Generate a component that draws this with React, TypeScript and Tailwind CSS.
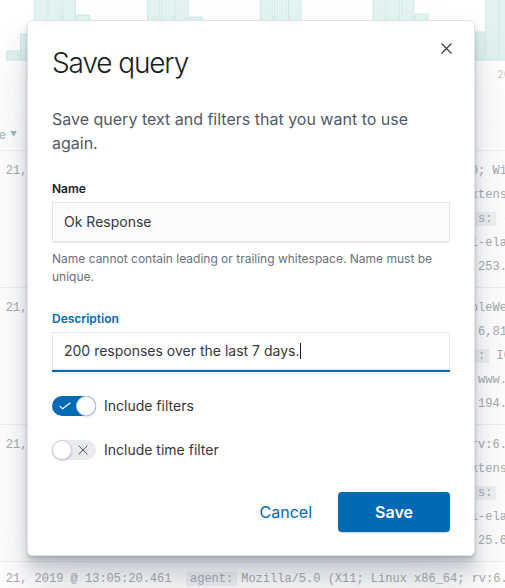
import { ReactNode } from 'react';

// bar tops for the histogram behind the modal (bottom is y=60)
const barTops = [
  51, 34, -2, -2, -2, 15, 30, 45, 50, 42, -2, -2, -2, 17, 35, 48, 52, 38, -2, -2, -2, 28, 45, 50, 44, 32, -2, -2,
  -2, 14, 36, 48, 40, 32, -2, -2,
];

type Line = { pre: string; tail: string; key?: string };

type Doc = { time: string; lines: Line[] };

const docs: Doc[] = [
  {
    time: 'Jun 21, 2019 @ 13:05:31.201',
    lines: [
      { pre: 'agent: Mozilla/4.0 (compatible; MSIE 7.0b', tail: '; Windows NT 6.0)' },
      { pre: 'bytes: 6,810 geo.dest: US geo.src: IN ex', tail: 'tension: css' },
      { pre: 'memory: - ip: 223.87.60.27 geo.coordinate', key: 's:', tail: ' { lat: 38.27' },
      { pre: 'request: /elasticsearch host: www.elastic', tail: '-elastic-elastic.org' },
      { pre: 'timestamp: Jun 21, 2019 ip: 4.81.', tail: '253.219' },
    ],
  },
  {
    time: 'Jun 21, 2019 @ 13:05:27.774',
    lines: [
      { pre: 'agent: Mozilla/5.0 (X11; Linux i686) App', tail: 'leWebKit/534.24' },
      { pre: 'bytes: 3,904 clientip: 194.74.205.0 byt: ', tail: '6,810' },
      { pre: 'geo.dest: US extension: deb geo.src', key: ':', tail: ' IC' },
      { pre: 'url: https://www.elastic.co/downloads/ ', tail: 'www.elastic.co' },
      { pre: 'request: /beats/metricbeat ip: ', tail: '194.74.205.0' },
    ],
  },
  {
    time: 'Jun 21, 2019 @ 13:05:24.114',
    lines: [
      { pre: 'agent: Mozilla/5.0 (X11; Linux x86_64; r', tail: 'v:6.0a1)' },
      { pre: 'bytes: 5,216 geo.dest: CN geo.src: US ex', tail: 'tension: zip' },
      { pre: 'memory: - ip: 25.65.115.43 geo.coordinate', key: 's:', tail: ' { lat: 41.9' },
      { pre: 'request: /kibana/kibana host: www.elastic', tail: '-elastic-elastic.org' },
      { pre: 'timestamp: Jun 21, 2019 clientip: ', tail: '25.65.115.43' },
    ],
  },
];

function fit(s: string) {
  return s.padEnd(40, ' ').slice(0, 40);
}

function Key({ children }: { children: ReactNode }) {
  return <span className="bg-[#f1f2f4] px-1 -ml-1">{children}</span>;
}

function DocRow({ doc }: { doc: Doc }) {
  return (
    <div className="flex h-[137px] border-b border-[#eef0f3] pt-2">
      <div className="w-[209px] shrink-0 leading-6 whitespace-pre">{doc.time}</div>
      <div className="flex flex-col">
        {doc.lines.map((l, i) => (
          <div key={i} className="pl-1 leading-6 whitespace-pre">
            {fit(l.pre)}
            {l.key && <Key>{l.key}</Key>}
            {l.tail}
          </div>
        ))}
      </div>
    </div>
  );
}

function Switch({ on }: { on: boolean }) {
  if (on) {
    return (
      <div className="relative h-5 w-11 shrink-0 rounded-full bg-[#006bb4]">
        <svg className="absolute left-[7px] top-[6px] h-[8px] w-[12px]" viewBox="0 0 12 8" fill="none">
          <path d="M0.6 3.8 L3.6 6.8 L11.4 0.8" stroke="white" strokeWidth="1.1" />
        </svg>
        <div className="absolute right-0 top-0 h-5 w-5 rounded-full border border-[#c8ced8] bg-white shadow-[0_1px_2px_rgba(65,78,101,0.25)]" />
      </div>
    );
  }
  return (
    <div className="relative h-5 w-11 shrink-0 rounded-full bg-[#e9ebef]">
      <svg className="absolute left-[26px] top-[5px] h-[10px] w-[10px]" viewBox="0 0 10 10" fill="none">
        <path d="M0.6 0.6 L9.4 9.4 M9.4 0.6 L0.6 9.4" stroke="#535966" strokeWidth="1" />
      </svg>
      <div className="absolute left-0 top-0 h-5 w-5 rounded-full border border-[#c8ced8] bg-white shadow-[0_1px_2px_rgba(65,78,101,0.25)]" />
    </div>
  );
}

export default function App() {
  return (
    <div className="relative h-[588px] w-[505px] overflow-hidden bg-white font-['Inter',sans-serif]">
      {/* discover page behind the modal */}
      <svg className="block" width="505" height="80" viewBox="0 0 505 80">
        {barTops.map((t, i) => (
          <rect
            key={i}
            x={6.5 + i * 14.1}
            y={t}
            width="12.5"
            height={60 - t}
            fill="#e3f3f1"
            stroke="#cfe9e5"
            strokeWidth="1"
          />
        ))}
        <text x="497" y="78" fontSize="11" fill="#c9ccd1" fontFamily="Inter, sans-serif">
          2019
        </text>
      </svg>
      <div className="-ml-[23px] font-['Liberation_Mono',monospace] text-[12px] text-[#a6aab0]">
        <div className="flex h-[71px] items-end border-b border-[#eef0f3] pb-[6px]">
          <div className="flex w-[209px] items-center gap-[4px] font-['Inter',sans-serif] text-[12px] leading-[18px] text-[#b8bcc2]">
            <span className="font-semibold">Time</span>
            <span className="text-[7px] text-[#9db4cf]">▼</span>
          </div>
          <div className="font-['Inter',sans-serif] text-[12px] font-semibold leading-[18px] text-[#b8bcc2]">_source</div>
        </div>
        {docs.map((d, i) => (
          <DocRow key={i} doc={d} />
        ))}
        <div className="flex pt-[5px]">
          <div className="w-[209px] shrink-0 leading-6 whitespace-pre">Jun 21, 2019 @ 13:05:20.461</div>
          <div className="leading-6 whitespace-pre">
            <span className="bg-[#f1f2f4] px-1">agent:</span>
            <span className="ml-1">Mozilla/5.0 (X11; Linux x86_64; rv:6.0a1) Gecko/20110421 Firefox/6.0a1</span>
          </div>
        </div>
      </div>

      {/* save query modal */}
      <div className="absolute left-[27px] top-[20px] flex w-[448px] flex-col rounded-[5px] border border-[#dfe2e7] bg-white shadow-[0_40px_64px_0_rgba(65,78,101,0.1),0_24px_32px_0_rgba(65,78,101,0.1),0_16px_16px_0_rgba(65,78,101,0.1),0_8px_8px_0_rgba(65,78,101,0.1),0_4px_4px_0_rgba(65,78,101,0.1),0_2px_2px_0_rgba(65,78,101,0.1)]">
        <svg className="absolute right-[22px] top-[22px] h-[11px] w-[11px]" viewBox="0 0 11 11" fill="none">
          <path d="M0.5 0.5 L10.5 10.5 M10.5 0.5 L0.5 10.5" stroke="#343741" strokeWidth="1.1" />
        </svg>
        <div className="px-6 pt-6 pb-[26px]">
          <h2 className="text-[28px] font-light leading-9 tracking-[-0.04em] text-[#1a1c21]">Save query</h2>
        </div>
        <div className="px-6 pb-8">
          <p className="text-base leading-6 text-[#535966]">
            Save query text and filters that you want to use again.
          </p>

          <div className="mt-[25px]">
            <div className="text-xs font-semibold leading-[18px] text-[#1a1c21]">Name</div>
            <div className="mt-1 flex h-10 items-center bg-[#fbfcfd] px-3 text-sm text-[#343741] shadow-[0_1px_1px_-1px_rgba(152,162,179,0.2),0_3px_2px_-2px_rgba(152,162,179,0.2),inset_0_0_0_1px_rgba(16,22,26,0.1)]">
              Ok Response
            </div>
            <div className="mt-2 text-xs leading-[18px] text-[#69707d]">
              Name cannot contain leading or trailing whitespace. Name must be unique.
            </div>
          </div>

          <div className="mt-6">
            <div className="text-xs font-semibold leading-[18px] text-[#006bb4]">Description</div>
            <div className="mt-1 flex h-10 items-center border-b-2 border-[#006bb4] bg-white px-3 text-sm text-[#343741] shadow-[0_1px_1px_-1px_rgba(152,162,179,0.2),0_3px_2px_-2px_rgba(152,162,179,0.2),inset_0_0_0_1px_rgba(16,22,26,0.1)]">
              200 responses over the last 7 days.
              <span className="ml-px inline-block h-4 w-px bg-[#1a1c21]" />
            </div>
          </div>

          <div className="mt-6 flex items-center gap-2">
            <Switch on />
            <span className="text-sm text-[#343741]">Include filters</span>
          </div>
          <div className="mt-6 flex items-center gap-2">
            <Switch on={false} />
            <span className="text-sm text-[#343741]">Include time filter</span>
          </div>
        </div>
        <div className="flex items-center justify-end gap-[14px] px-6 pb-[23px]">
          <button className="h-10 px-3 text-base text-[#006bb4]">Cancel</button>
          <button className="h-10 w-[112px] rounded-[4px] bg-[#006bb4] text-base font-semibold text-white shadow-[0_2px_2px_-1px_rgba(54,97,126,0.3)]">
            Save
          </button>
        </div>
      </div>
    </div>
  );
}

Task requirements
Take the lines from the start of the material to the line with "string; lines: Line[]", both included, and transcribe them exactly without the pictures.

Task result
Generate a component that draws this with React, TypeScript and Tailwind CSS.
import { ReactNode } from 'react';

// bar tops for the histogram behind the modal (bottom is y=60)
const barTops = [
  51, 34, -2, -2, -2, 15, 30, 45, 50, 42, -2, -2, -2, 17, 35, 48, 52, 38, -2, -2, -2, 28, 45, 50, 44, 32, -2, -2,
  -2, 14, 36, 48, 40, 32, -2, -2,
];

type Line = { pre: string; tail: string; key?: string };

type Doc = { time: string; lines: Line[] };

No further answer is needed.